-- start of COLLECTED MATERIAL --
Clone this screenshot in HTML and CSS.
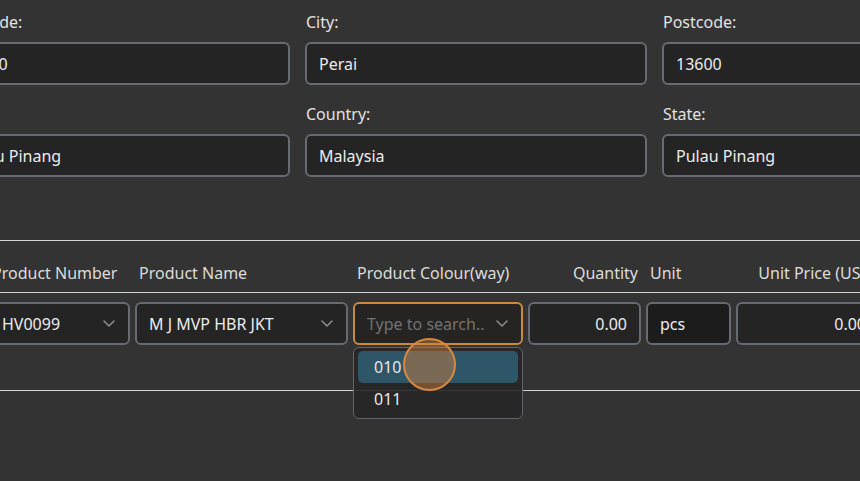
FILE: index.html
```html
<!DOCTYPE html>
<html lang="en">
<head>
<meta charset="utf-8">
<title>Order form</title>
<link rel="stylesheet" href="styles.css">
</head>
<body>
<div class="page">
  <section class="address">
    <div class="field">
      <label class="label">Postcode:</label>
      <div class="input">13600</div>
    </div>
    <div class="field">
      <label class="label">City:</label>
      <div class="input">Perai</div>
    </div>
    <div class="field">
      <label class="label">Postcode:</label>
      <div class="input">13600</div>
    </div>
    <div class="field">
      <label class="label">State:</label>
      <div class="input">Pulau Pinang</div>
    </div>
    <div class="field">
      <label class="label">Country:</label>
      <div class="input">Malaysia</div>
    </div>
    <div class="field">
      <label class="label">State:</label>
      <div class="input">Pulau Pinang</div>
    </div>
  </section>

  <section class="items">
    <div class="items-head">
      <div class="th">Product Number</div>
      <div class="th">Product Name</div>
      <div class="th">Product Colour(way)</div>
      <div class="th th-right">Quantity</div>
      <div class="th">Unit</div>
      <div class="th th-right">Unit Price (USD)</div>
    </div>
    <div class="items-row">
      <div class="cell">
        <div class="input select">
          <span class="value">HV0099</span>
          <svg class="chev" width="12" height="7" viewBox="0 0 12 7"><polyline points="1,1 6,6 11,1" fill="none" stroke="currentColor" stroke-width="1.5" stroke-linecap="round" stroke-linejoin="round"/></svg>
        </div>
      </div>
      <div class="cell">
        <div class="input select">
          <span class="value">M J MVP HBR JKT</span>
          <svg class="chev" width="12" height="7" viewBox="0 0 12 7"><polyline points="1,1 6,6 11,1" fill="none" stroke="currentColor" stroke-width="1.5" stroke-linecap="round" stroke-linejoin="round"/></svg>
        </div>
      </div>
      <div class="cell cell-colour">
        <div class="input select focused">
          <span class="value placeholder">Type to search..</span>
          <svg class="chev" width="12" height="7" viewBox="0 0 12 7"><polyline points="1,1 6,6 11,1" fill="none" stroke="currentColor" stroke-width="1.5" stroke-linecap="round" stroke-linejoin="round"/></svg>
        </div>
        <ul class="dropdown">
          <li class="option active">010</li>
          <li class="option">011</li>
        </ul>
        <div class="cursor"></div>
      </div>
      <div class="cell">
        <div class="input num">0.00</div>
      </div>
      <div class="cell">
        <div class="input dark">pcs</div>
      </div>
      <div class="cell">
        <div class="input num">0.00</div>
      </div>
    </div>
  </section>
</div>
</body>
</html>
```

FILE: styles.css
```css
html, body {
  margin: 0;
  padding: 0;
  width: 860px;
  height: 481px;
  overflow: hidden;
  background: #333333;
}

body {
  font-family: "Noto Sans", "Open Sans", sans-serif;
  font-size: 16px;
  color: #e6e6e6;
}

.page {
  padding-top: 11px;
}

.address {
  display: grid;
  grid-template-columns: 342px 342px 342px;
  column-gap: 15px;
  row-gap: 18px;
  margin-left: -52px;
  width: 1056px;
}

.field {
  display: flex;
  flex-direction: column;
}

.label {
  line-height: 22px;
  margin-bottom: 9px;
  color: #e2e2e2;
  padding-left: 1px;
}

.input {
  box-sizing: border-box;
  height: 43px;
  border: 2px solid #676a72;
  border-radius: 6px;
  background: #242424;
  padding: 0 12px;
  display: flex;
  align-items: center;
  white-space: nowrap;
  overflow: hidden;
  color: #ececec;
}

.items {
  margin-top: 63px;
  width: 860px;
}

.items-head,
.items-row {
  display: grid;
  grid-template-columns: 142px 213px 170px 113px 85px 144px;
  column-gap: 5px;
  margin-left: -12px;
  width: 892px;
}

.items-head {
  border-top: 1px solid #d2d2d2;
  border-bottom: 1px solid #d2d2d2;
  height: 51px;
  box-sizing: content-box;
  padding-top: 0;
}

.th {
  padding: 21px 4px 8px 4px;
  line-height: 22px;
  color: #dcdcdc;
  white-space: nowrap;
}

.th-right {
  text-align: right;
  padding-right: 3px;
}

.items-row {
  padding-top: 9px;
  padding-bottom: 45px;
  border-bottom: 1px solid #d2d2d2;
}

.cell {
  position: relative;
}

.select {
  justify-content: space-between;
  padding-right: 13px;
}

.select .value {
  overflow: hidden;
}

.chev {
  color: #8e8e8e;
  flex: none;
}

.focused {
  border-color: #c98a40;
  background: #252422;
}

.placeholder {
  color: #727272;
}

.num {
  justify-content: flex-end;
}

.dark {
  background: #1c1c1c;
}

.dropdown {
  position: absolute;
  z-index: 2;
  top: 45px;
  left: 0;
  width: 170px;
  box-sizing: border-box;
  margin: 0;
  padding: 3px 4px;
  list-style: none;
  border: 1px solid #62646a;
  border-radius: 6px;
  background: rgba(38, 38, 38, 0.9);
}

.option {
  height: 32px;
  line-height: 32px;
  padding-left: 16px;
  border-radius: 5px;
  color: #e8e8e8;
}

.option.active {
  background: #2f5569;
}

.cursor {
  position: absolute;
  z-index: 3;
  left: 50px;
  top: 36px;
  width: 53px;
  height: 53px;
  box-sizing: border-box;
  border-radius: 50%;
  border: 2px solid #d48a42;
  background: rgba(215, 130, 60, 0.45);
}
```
-- end of COLLECTED MATERIAL --
▶ EXERCISE GOAL
Copy the data exactly. Any picture it contains is to be omitted.

▶ WRITTEN SOLUTION
Clone this screenshot in HTML and CSS.
FILE: index.html
```html
<!DOCTYPE html>
<html lang="en">
<head>
<meta charset="utf-8">
<title>Order form</title>
<link rel="stylesheet" href="styles.css">
</head>
<body>
<div class="page">
  <section class="address">
    <div class="field">
      <label class="label">Postcode:</label>
      <div class="input">13600</div>
    </div>
    <div class="field">
      <label class="label">City:</label>
      <div class="input">Perai</div>
    </div>
    <div class="field">
      <label class="label">Postcode:</label>
      <div class="input">13600</div>
    </div>
    <div class="field">
      <label class="label">State:</label>
      <div class="input">Pulau Pinang</div>
    </div>
    <div class="field">
      <label class="label">Country:</label>
      <div class="input">Malaysia</div>
    </div>
    <div class="field">
      <label class="label">State:</label>
      <div class="input">Pulau Pinang</div>
    </div>
  </section>

  <section class="items">
    <div class="items-head">
      <div class="th">Product Number</div>
      <div class="th">Product Name</div>
      <div class="th">Product Colour(way)</div>
      <div class="th th-right">Quantity</div>
      <div class="th">Unit</div>
      <div class="th th-right">Unit Price (USD)</div>
    </div>
    <div class="items-row">
      <div class="cell">
        <div class="input select">
          <span class="value">HV0099</span>
          <svg class="chev" width="12" height="7" viewBox="0 0 12 7"><polyline points="1,1 6,6 11,1" fill="none" stroke="currentColor" stroke-width="1.5" stroke-linecap="round" stroke-linejoin="round"/></svg>
        </div>
      </div>
      <div class="cell">
        <div class="input select">
          <span class="value">M J MVP HBR JKT</span>
          <svg class="chev" width="12" height="7" viewBox="0 0 12 7"><polyline points="1,1 6,6 11,1" fill="none" stroke="currentColor" stroke-width="1.5" stroke-linecap="round" stroke-linejoin="round"/></svg>
        </div>
      </div>
      <div class="cell cell-colour">
        <div class="input select focused">
          <span class="value placeholder">Type to search..</span>
          <svg class="chev" width="12" height="7" viewBox="0 0 12 7"><polyline points="1,1 6,6 11,1" fill="none" stroke="currentColor" stroke-width="1.5" stroke-linecap="round" stroke-linejoin="round"/></svg>
        </div>
        <ul class="dropdown">
          <li class="option active">010</li>
          <li class="option">011</li>
        </ul>
        <div class="cursor"></div>
      </div>
      <div class="cell">
        <div class="input num">0.00</div>
      </div>
      <div class="cell">
        <div class="input dark">pcs</div>
      </div>
      <div class="cell">
        <div class="input num">0.00</div>
      </div>
    </div>
  </section>
</div>
</body>
</html>
```

FILE: styles.css
```css
html, body {
  margin: 0;
  padding: 0;
  width: 860px;
  height: 481px;
  overflow: hidden;
  background: #333333;
}

body {
  font-family: "Noto Sans", "Open Sans", sans-serif;
  font-size: 16px;
  color: #e6e6e6;
}

.page {
  padding-top: 11px;
}

.address {
  display: grid;
  grid-template-columns: 342px 342px 342px;
  column-gap: 15px;
  row-gap: 18px;
  margin-left: -52px;
  width: 1056px;
}

.field {
  display: flex;
  flex-direction: column;
}

.label {
  line-height: 22px;
  margin-bottom: 9px;
  color: #e2e2e2;
  padding-left: 1px;
}

.input {
  box-sizing: border-box;
  height: 43px;
  border: 2px solid #676a72;
  border-radius: 6px;
  background: #242424;
  padding: 0 12px;
  display: flex;
  align-items: center;
  white-space: nowrap;
  overflow: hidden;
  color: #ececec;
}

.items {
  margin-top: 63px;
  width: 860px;
}

.items-head,
.items-row {
  display: grid;
  grid-template-columns: 142px 213px 170px 113px 85px 144px;
  column-gap: 5px;
  margin-left: -12px;
  width: 892px;
}

.items-head {
  border-top: 1px solid #d2d2d2;
  border-bottom: 1px solid #d2d2d2;
  height: 51px;
  box-sizing: content-box;
  padding-top: 0;
}

.th {
  padding: 21px 4px 8px 4px;
  line-height: 22px;
  color: #dcdcdc;
  white-space: nowrap;
}

.th-right {
  text-align: right;
  padding-right: 3px;
}

.items-row {
  padding-top: 9px;
  padding-bottom: 45px;
  border-bottom: 1px solid #d2d2d2;
}

.cell {
  position: relative;
}

.select {
  justify-content: space-between;
  padding-right: 13px;
}

.select .value {
  overflow: hidden;
}

.chev {
  color: #8e8e8e;
  flex: none;
}

.focused {
  border-color: #c98a40;
  background: #252422;
}

.placeholder {
  color: #727272;
}

.num {
  justify-content: flex-end;
}

.dark {
  background: #1c1c1c;
}

.dropdown {
  position: absolute;
  z-index: 2;
  top: 45px;
  left: 0;
  width: 170px;
  box-sizing: border-box;
  margin: 0;
  padding: 3px 4px;
  list-style: none;
  border: 1px solid #62646a;
  border-radius: 6px;
  background: rgba(38, 38, 38, 0.9);
}

.option {
  height: 32px;
  line-height: 32px;
  padding-left: 16px;
  border-radius: 5px;
  color: #e8e8e8;
}

.option.active {
  background: #2f5569;
}

.cursor {
  position: absolute;
  z-index: 3;
  left: 50px;
  top: 36px;
  width: 53px;
  height: 53px;
  box-sizing: border-box;
  border-radius: 50%;
  border: 2px solid #d48a42;
  background: rgba(215, 130, 60, 0.45);
}
```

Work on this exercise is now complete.